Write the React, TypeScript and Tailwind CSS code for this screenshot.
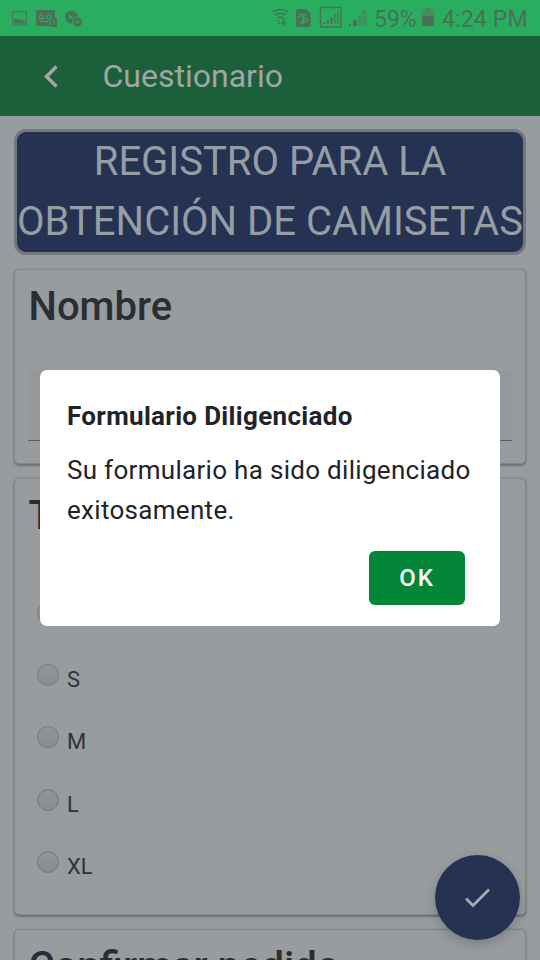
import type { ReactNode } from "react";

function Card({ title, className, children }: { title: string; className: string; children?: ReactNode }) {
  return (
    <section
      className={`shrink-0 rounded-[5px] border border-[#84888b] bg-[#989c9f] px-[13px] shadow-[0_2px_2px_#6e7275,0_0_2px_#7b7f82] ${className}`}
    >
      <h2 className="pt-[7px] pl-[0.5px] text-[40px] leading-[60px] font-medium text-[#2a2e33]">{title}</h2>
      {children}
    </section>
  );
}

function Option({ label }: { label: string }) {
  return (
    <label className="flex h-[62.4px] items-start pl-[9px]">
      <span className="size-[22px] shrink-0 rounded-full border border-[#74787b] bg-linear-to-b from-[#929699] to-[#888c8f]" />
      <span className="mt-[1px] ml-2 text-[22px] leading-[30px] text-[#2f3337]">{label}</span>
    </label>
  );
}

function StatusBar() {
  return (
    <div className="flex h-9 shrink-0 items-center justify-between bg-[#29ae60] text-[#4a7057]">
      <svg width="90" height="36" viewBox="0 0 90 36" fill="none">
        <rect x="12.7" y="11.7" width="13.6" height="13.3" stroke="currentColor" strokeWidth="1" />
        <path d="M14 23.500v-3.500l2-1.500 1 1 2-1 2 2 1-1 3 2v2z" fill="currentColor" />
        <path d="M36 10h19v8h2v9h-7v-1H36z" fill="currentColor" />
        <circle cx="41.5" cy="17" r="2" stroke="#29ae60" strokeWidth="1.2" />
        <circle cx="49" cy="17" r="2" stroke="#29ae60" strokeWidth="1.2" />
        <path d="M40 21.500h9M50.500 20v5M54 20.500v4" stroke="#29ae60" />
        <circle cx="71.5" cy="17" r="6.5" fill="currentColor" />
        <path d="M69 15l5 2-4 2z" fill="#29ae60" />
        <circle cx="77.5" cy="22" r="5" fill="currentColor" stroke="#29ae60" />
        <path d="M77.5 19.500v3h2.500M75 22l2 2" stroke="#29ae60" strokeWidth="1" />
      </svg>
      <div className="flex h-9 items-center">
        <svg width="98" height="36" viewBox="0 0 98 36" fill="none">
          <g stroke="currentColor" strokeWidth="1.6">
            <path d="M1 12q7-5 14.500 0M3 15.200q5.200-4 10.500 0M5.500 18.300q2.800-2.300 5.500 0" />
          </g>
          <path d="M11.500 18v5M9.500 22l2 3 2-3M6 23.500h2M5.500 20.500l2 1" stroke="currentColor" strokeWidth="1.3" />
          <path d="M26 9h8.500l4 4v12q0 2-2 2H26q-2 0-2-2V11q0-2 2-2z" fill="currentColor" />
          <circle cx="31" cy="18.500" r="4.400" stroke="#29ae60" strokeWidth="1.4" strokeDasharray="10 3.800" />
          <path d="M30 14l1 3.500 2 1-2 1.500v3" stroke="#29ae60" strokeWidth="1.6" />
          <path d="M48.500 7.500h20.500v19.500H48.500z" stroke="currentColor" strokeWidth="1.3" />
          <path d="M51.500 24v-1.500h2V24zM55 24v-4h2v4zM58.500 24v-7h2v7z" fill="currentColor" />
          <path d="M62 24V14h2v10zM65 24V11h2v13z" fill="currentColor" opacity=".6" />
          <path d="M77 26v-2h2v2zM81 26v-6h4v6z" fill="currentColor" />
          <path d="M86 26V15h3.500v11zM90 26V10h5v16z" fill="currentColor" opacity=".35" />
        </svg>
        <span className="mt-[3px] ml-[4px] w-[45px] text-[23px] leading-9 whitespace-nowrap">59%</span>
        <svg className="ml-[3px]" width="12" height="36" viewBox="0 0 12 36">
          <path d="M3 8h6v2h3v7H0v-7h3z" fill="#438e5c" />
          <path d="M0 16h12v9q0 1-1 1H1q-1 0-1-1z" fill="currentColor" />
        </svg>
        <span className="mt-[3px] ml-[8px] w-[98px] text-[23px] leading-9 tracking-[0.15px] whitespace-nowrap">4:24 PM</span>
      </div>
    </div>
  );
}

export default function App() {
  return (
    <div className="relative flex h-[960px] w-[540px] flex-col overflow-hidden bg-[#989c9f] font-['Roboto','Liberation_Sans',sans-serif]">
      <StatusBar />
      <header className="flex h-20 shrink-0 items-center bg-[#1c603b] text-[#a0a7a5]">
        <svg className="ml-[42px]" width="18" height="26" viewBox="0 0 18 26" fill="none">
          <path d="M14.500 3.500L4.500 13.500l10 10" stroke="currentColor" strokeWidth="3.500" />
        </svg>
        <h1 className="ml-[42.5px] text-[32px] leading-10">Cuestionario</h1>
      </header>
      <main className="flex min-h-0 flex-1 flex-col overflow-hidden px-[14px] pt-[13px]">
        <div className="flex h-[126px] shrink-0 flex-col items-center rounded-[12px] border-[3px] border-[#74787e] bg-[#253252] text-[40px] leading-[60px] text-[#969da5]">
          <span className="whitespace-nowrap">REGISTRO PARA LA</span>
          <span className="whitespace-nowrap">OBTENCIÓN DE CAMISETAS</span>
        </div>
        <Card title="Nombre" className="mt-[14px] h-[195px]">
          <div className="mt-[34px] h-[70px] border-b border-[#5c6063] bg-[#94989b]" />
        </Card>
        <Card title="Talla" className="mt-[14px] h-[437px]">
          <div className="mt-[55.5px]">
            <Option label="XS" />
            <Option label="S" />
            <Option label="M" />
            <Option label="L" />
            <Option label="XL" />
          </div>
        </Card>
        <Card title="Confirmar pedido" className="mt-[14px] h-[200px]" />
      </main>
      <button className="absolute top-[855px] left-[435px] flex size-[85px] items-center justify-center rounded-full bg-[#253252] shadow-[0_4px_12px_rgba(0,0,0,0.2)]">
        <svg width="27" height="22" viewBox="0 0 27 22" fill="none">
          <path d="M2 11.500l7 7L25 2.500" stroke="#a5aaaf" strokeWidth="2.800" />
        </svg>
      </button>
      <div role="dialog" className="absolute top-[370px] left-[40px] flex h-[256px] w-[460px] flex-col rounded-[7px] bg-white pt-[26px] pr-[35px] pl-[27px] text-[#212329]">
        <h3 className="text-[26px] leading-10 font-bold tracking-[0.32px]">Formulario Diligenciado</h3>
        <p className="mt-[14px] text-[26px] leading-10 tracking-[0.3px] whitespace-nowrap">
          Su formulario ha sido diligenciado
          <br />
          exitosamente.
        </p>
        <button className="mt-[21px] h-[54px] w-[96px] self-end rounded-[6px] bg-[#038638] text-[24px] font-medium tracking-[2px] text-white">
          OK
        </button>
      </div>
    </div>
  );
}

_TASK DIRECTIONS_
Produce an exact copy of each line of data, skipping embedded images.

_SOLUTION_
Write the React, TypeScript and Tailwind CSS code for this screenshot.
import type { ReactNode } from "react";

function Card({ title, className, children }: { title: string; className: string; children?: ReactNode }) {
  return (
    <section
      className={`shrink-0 rounded-[5px] border border-[#84888b] bg-[#989c9f] px-[13px] shadow-[0_2px_2px_#6e7275,0_0_2px_#7b7f82] ${className}`}
    >
      <h2 className="pt-[7px] pl-[0.5px] text-[40px] leading-[60px] font-medium text-[#2a2e33]">{title}</h2>
      {children}
    </section>
  );
}

function Option({ label }: { label: string }) {
  return (
    <label className="flex h-[62.4px] items-start pl-[9px]">
      <span className="size-[22px] shrink-0 rounded-full border border-[#74787b] bg-linear-to-b from-[#929699] to-[#888c8f]" />
      <span className="mt-[1px] ml-2 text-[22px] leading-[30px] text-[#2f3337]">{label}</span>
    </label>
  );
}

function StatusBar() {
  return (
    <div className="flex h-9 shrink-0 items-center justify-between bg-[#29ae60] text-[#4a7057]">
      <svg width="90" height="36" viewBox="0 0 90 36" fill="none">
        <rect x="12.7" y="11.7" width="13.6" height="13.3" stroke="currentColor" strokeWidth="1" />
        <path d="M14 23.500v-3.500l2-1.500 1 1 2-1 2 2 1-1 3 2v2z" fill="currentColor" />
        <path d="M36 10h19v8h2v9h-7v-1H36z" fill="currentColor" />
        <circle cx="41.5" cy="17" r="2" stroke="#29ae60" strokeWidth="1.2" />
        <circle cx="49" cy="17" r="2" stroke="#29ae60" strokeWidth="1.2" />
        <path d="M40 21.500h9M50.500 20v5M54 20.500v4" stroke="#29ae60" />
        <circle cx="71.5" cy="17" r="6.5" fill="currentColor" />
        <path d="M69 15l5 2-4 2z" fill="#29ae60" />
        <circle cx="77.5" cy="22" r="5" fill="currentColor" stroke="#29ae60" />
        <path d="M77.5 19.500v3h2.500M75 22l2 2" stroke="#29ae60" strokeWidth="1" />
      </svg>
      <div className="flex h-9 items-center">
        <svg width="98" height="36" viewBox="0 0 98 36" fill="none">
          <g stroke="currentColor" strokeWidth="1.6">
            <path d="M1 12q7-5 14.500 0M3 15.200q5.200-4 10.500 0M5.500 18.300q2.800-2.300 5.500 0" />
          </g>
          <path d="M11.500 18v5M9.500 22l2 3 2-3M6 23.500h2M5.500 20.500l2 1" stroke="currentColor" strokeWidth="1.3" />
          <path d="M26 9h8.500l4 4v12q0 2-2 2H26q-2 0-2-2V11q0-2 2-2z" fill="currentColor" />
          <circle cx="31" cy="18.500" r="4.400" stroke="#29ae60" strokeWidth="1.4" strokeDasharray="10 3.800" />
          <path d="M30 14l1 3.500 2 1-2 1.500v3" stroke="#29ae60" strokeWidth="1.6" />
          <path d="M48.500 7.500h20.500v19.500H48.500z" stroke="currentColor" strokeWidth="1.3" />
          <path d="M51.500 24v-1.500h2V24zM55 24v-4h2v4zM58.500 24v-7h2v7z" fill="currentColor" />
          <path d="M62 24V14h2v10zM65 24V11h2v13z" fill="currentColor" opacity=".6" />
          <path d="M77 26v-2h2v2zM81 26v-6h4v6z" fill="currentColor" />
          <path d="M86 26V15h3.500v11zM90 26V10h5v16z" fill="currentColor" opacity=".35" />
        </svg>
        <span className="mt-[3px] ml-[4px] w-[45px] text-[23px] leading-9 whitespace-nowrap">59%</span>
        <svg className="ml-[3px]" width="12" height="36" viewBox="0 0 12 36">
          <path d="M3 8h6v2h3v7H0v-7h3z" fill="#438e5c" />
          <path d="M0 16h12v9q0 1-1 1H1q-1 0-1-1z" fill="currentColor" />
        </svg>
        <span className="mt-[3px] ml-[8px] w-[98px] text-[23px] leading-9 tracking-[0.15px] whitespace-nowrap">4:24 PM</span>
      </div>
    </div>
  );
}

export default function App() {
  return (
    <div className="relative flex h-[960px] w-[540px] flex-col overflow-hidden bg-[#989c9f] font-['Roboto','Liberation_Sans',sans-serif]">
      <StatusBar />
      <header className="flex h-20 shrink-0 items-center bg-[#1c603b] text-[#a0a7a5]">
        <svg className="ml-[42px]" width="18" height="26" viewBox="0 0 18 26" fill="none">
          <path d="M14.500 3.500L4.500 13.500l10 10" stroke="currentColor" strokeWidth="3.500" />
        </svg>
        <h1 className="ml-[42.5px] text-[32px] leading-10">Cuestionario</h1>
      </header>
      <main className="flex min-h-0 flex-1 flex-col overflow-hidden px-[14px] pt-[13px]">
        <div className="flex h-[126px] shrink-0 flex-col items-center rounded-[12px] border-[3px] border-[#74787e] bg-[#253252] text-[40px] leading-[60px] text-[#969da5]">
          <span className="whitespace-nowrap">REGISTRO PARA LA</span>
          <span className="whitespace-nowrap">OBTENCIÓN DE CAMISETAS</span>
        </div>
        <Card title="Nombre" className="mt-[14px] h-[195px]">
          <div className="mt-[34px] h-[70px] border-b border-[#5c6063] bg-[#94989b]" />
        </Card>
        <Card title="Talla" className="mt-[14px] h-[437px]">
          <div className="mt-[55.5px]">
            <Option label="XS" />
            <Option label="S" />
            <Option label="M" />
            <Option label="L" />
            <Option label="XL" />
          </div>
        </Card>
        <Card title="Confirmar pedido" className="mt-[14px] h-[200px]" />
      </main>
      <button className="absolute top-[855px] left-[435px] flex size-[85px] items-center justify-center rounded-full bg-[#253252] shadow-[0_4px_12px_rgba(0,0,0,0.2)]">
        <svg width="27" height="22" viewBox="0 0 27 22" fill="none">
          <path d="M2 11.500l7 7L25 2.500" stroke="#a5aaaf" strokeWidth="2.800" />
        </svg>
      </button>
      <div role="dialog" className="absolute top-[370px] left-[40px] flex h-[256px] w-[460px] flex-col rounded-[7px] bg-white pt-[26px] pr-[35px] pl-[27px] text-[#212329]">
        <h3 className="text-[26px] leading-10 font-bold tracking-[0.32px]">Formulario Diligenciado</h3>
        <p className="mt-[14px] text-[26px] leading-10 tracking-[0.3px] whitespace-nowrap">
          Su formulario ha sido diligenciado
          <br />
          exitosamente.
        </p>
        <button className="mt-[21px] h-[54px] w-[96px] self-end rounded-[6px] bg-[#038638] text-[24px] font-medium tracking-[2px] text-white">
          OK
        </button>
      </div>
    </div>
  );
}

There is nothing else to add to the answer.